Le fonds de ce musée privé consiste en deux pièces ornées de peintures murales. Comme si leur iconographie résumait les horizons spirituels des deux amis d'autrefois. Il s'agit là d'un éclectisme de sujets et styles artistiques à la fois. Les sujets ont plusieurs plans, le visiteur peut y découvrir des motifs tirés des romans sanglants et d'autres de Vachal qui touchent l'astrologie, la dogmatique chrétienne, le mysticisme, la cabale, la magie noire et blanche, la franc-maçonnerie, l'occultisme, l'ésotérisme. Fidèle à lui-même, Vachal y met en valeur aussi son sens de l'ironie, de la caricature et du sarcasme. Le mélange caractéristique de styles le conduit à une synthèse originale de l'expressionnisme, du symbolisme, du cubisme et du futurisme. Les peintures murales représentent une structure tellement compliquée qu'il est très difficile de les décrire simplement. Le mélange de sujets et de styles a pourtant une logique intérieure, mais qu'il est difficile de déchiffrer sans la connaissance de l'ouvrage de Vachal. On y trouve des paysages, une multitude de diables, diablotins, gnomes et esprits, en alternance avec des sujets classiques de l'iconographie chrétienne et de renvois à la Bhagavand-Gita hindouiste et à d'autres sources orientales. Il s'agit, en fait, d'un "orbis pictus" de la vie mentale de Vachal et de ses opinions artistiques. Les meubles sculptés et peints, et les peintures murales dans leur ensemble, renferment un message et ne cessent de provoquer d'autres interprétations, et de chercher d'autres sens dissimulés.

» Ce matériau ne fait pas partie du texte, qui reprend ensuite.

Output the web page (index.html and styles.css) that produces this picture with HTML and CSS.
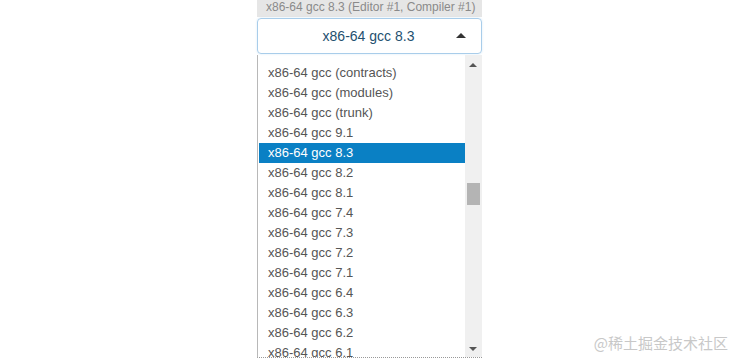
FILE: index.html
```html
<!DOCTYPE html>
<html lang="en">
<head>
    <meta charset="UTF-8">
    <title>Compiler picker</title>
    <link rel="stylesheet" href="styles.css">
</head>
<body>
    <div class="picker">
        <div class="picker-title">x86-64 gcc 8.3 (Editor #1, Compiler #1)</div>
        <div class="picker-select">
            <span class="picker-value">x86-64 gcc 8.3</span>
            <span class="caret-up"></span>
        </div>
        <div class="picker-list">
            <ul class="options">
                <li>x86-64 gcc (contracts)</li>
                <li>x86-64 gcc (modules)</li>
                <li>x86-64 gcc (trunk)</li>
                <li>x86-64 gcc 9.1</li>
                <li class="selected">x86-64 gcc 8.3</li>
                <li>x86-64 gcc 8.2</li>
                <li>x86-64 gcc 8.1</li>
                <li>x86-64 gcc 7.4</li>
                <li>x86-64 gcc 7.3</li>
                <li>x86-64 gcc 7.2</li>
                <li>x86-64 gcc 7.1</li>
                <li>x86-64 gcc 6.4</li>
                <li>x86-64 gcc 6.3</li>
                <li>x86-64 gcc 6.2</li>
                <li>x86-64 gcc 6.1</li>
            </ul>
            <div class="scrollbar">
                <span class="arrow-up"></span>
                <span class="thumb"></span>
                <span class="arrow-down"></span>
            </div>
        </div>
    </div>
    <div class="watermark">@稀土掘金技术社区</div>
</body>
</html>
```

FILE: styles.css
```css
body {
    margin: 0;
    height: 359px;
    overflow: hidden;
    background: #ffffff;
    font-family: Arial, "Liberation Sans", sans-serif;
    position: relative;
}
.picker {
    width: 225px;
    margin: 0 auto;
    padding-left: 1px;
}
.picker-title {
    height: 17px;
    line-height: 15px;
    background: #e6e6e6;
    color: #8a8a8a;
    font-size: 12px;
    padding-left: 9px;
    white-space: nowrap;
    overflow: hidden;
}
.picker-select {
    height: 34px;
    margin-top: 1px;
    border: 1px solid #a9cdea;
    border-radius: 4px;
    display: flex;
    align-items: center;
    position: relative;
    box-shadow: 0 0 2px rgba(102, 175, 233, 0.3);
}
.picker-value {
    flex: 1;
    text-align: center;
    color: #24506f;
    font-size: 14px;
    padding-right: 2px;
}
.caret-up {
    position: absolute;
    right: 15px;
    top: 14px;
    border-left: 5px solid transparent;
    border-right: 5px solid transparent;
    border-bottom: 5px solid #333;
}
.picker-list {
    margin-top: 1px;
    height: 302px;
    border-left: 1px solid #b8b8b8;
    border-bottom: 1px dotted #999;
    display: flex;
    overflow: hidden;
}
.options {
    list-style: none;
    margin: 0;
    padding: 8px 0 0 1px;
    flex: 1;
    font-size: 13px;
    color: #555;
}
.options li {
    height: 20px;
    line-height: 20px;
    padding-left: 9px;
    white-space: nowrap;
}
.options li.selected {
    background: #0a80c4;
    color: #ffffff;
}
.scrollbar {
    width: 17px;
    background: #f0f0f0;
    position: relative;
}
.arrow-up {
    position: absolute;
    left: 4px;
    top: 8px;
    border-left: 4px solid transparent;
    border-right: 4px solid transparent;
    border-bottom: 4px solid #555;
}
.arrow-down {
    position: absolute;
    left: 4px;
    bottom: 6px;
    border-left: 4px solid transparent;
    border-right: 4px solid transparent;
    border-top: 4px solid #555;
}
.thumb {
    position: absolute;
    left: 2px;
    top: 128px;
    width: 13px;
    height: 22px;
    background: #b4b4b4;
}
.watermark {
    position: absolute;
    right: 10px;
    bottom: 6px;
    font-family: "Noto Sans CJK SC", sans-serif;
    font-size: 15px;
    color: #c8c8c8;
}
```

Le musée Josef Vachal est un atelier et une source d'inspiration à la fois. Le génie local de Litomysl y joue son rôle. La réussite des travaux de restauration a été une impulsion à la fondation, à Litomysl, de l'Ecole de restauration et de techniques de conservation gérée par la fondation Paseka qui forme, dans ses trois ateliers, les futurs restaurateurs de monuments tchèques.